Starting in May, after the Fed started talking up a tapering of its $85 billion-a-month bond purchase stimulus, it all changed. Bond yields climbed, pushing up long-term interest rates. Bond-like stocks were crushed. Suddenly, that warm, comforting blanket of monetary stimulus became the wet towel of policy normalization.
The cheap money addicts on Wall Street are suffering from withdrawal. And because of this, they are ignoring some very real signs of progress in the real economy. Consider the rebound in Europe, where the region returned to growth in the second quarter, ending six consecutive quarters of recession.
Yesterday, we got a positive German business confidence survey, a solid Eurozone industrial production report, and a strong core U.S. retail sales report. Sales at U.S. department stores increased 0.6% last month, the biggest gain since March 2012.
And thus, certain areas of the market keyed into a rebound in global growth such as steelmakers are actually surging higher. The Market Vectors Steel (MV) is on the move for the first time since December. In my Edge Letter Sample Portfolio, Cliffs Natural Resources (CLF) is up more than 9.3% since I added it on Friday. Companhia Siderurgica Nacional (SID) is up more than 8.2%.
Precious metals stocks are also on the move as inflationary pressures accumulate in the supply chain. Lake Shore Gold (LSG) is up 15.4% since I added it on Monday. The ProShares UltraSilver (USLV) is up 5.8%.
The problem, I believe, is that the prospect of the Fed's stimulus taper in September and the potential of another fiscal food fight and a government shutdown on October 1 have pushed many investors to the sidelines. Risks are rising. And conservative investors would be wise to take a step back, raise some cash, and wait out the turbulence.
But for more aggressive traders, the positive economic news is creating a very lucrative tailwind in stocks -- such as steelmakers and silver miners -- that are attractively valued after being shunned for so long.
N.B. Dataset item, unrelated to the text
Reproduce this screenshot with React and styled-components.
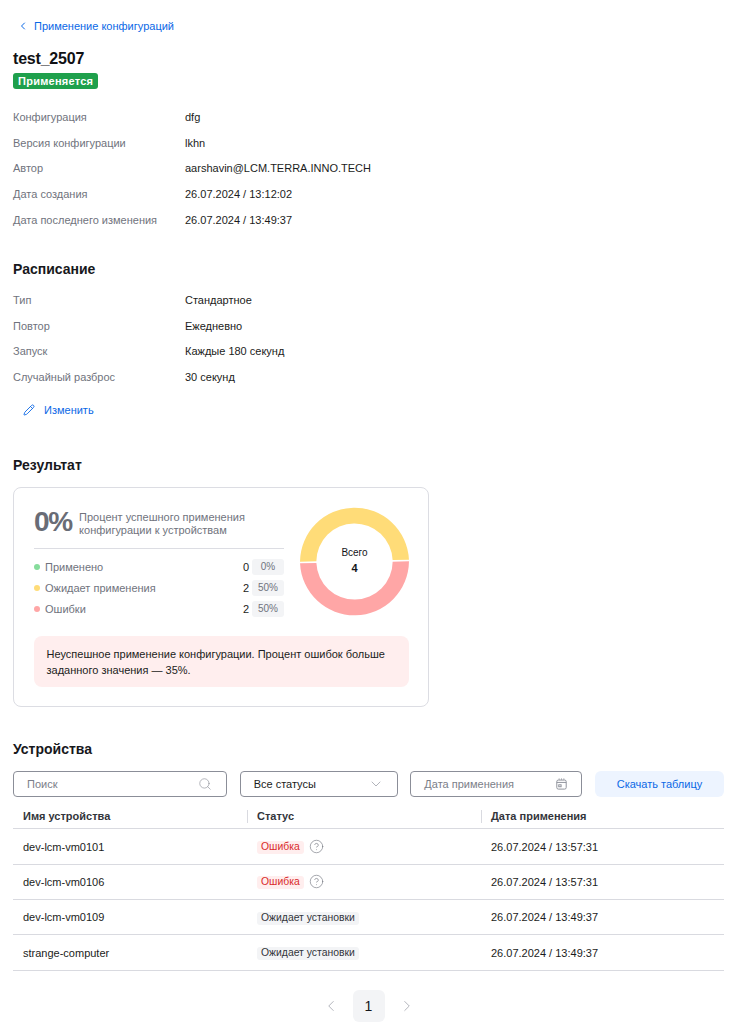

It's a mixed outlook heading into the end of the year. And thus, a mixed portfolio allocation is appropriate with targeted longs in metals, a few short ideas such as my bet against Sumitomo Mitsui Financial (SMFG), and an increase in cash.
The currency markets are also relatively calm, which means any market pullback should be relatively orderly.
Disclosure: Anthony has recommended USLV to his clients.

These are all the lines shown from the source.